At Kansas State University, researchers used larger portions - 31/2 ounces as opposed to 3 ounces. Beef contained 221 calories, venison just 158. Beef had 1.75 grams of saturated fat, venison just 1.25.
Numbers don't mean much unless they translate to health benefits, though, and researchers at Colorado State University conducted a study to see how a diet of venison and other game meats differs from a diet of store-bought meats.
Researchers recorded their test subjects' cholesterol and triglyceride levels, had the subjects eat game meat instead of store-bought meat for six weeks, and then repeated the blood tests.
The subjects had lower total cholesterol than before, better proportions of low-density lipoprotein (bad) cholesterol to high-density lipoprotein (good) cholesterol, and lower triglyceride levels.
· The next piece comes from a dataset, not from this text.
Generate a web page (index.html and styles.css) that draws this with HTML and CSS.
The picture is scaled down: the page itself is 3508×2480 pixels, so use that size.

Paul Johansen, assistant wildlife chief for the state Division of Natural Resources, said the quest for such a high-quality food source lies at the heart of West Virginians' perpetual fascination with deer hunting.
"West Virginians are very resourceful," Johansen said. "They know how to take care of themselves, be it with a vegetable garden or by harvesting a deer during the hunting season.
"Being able to put some nutritious, high-quality meat in the freezer is a huge part of the motivation West Virginians have to deer hunt, and I think that's a good thing."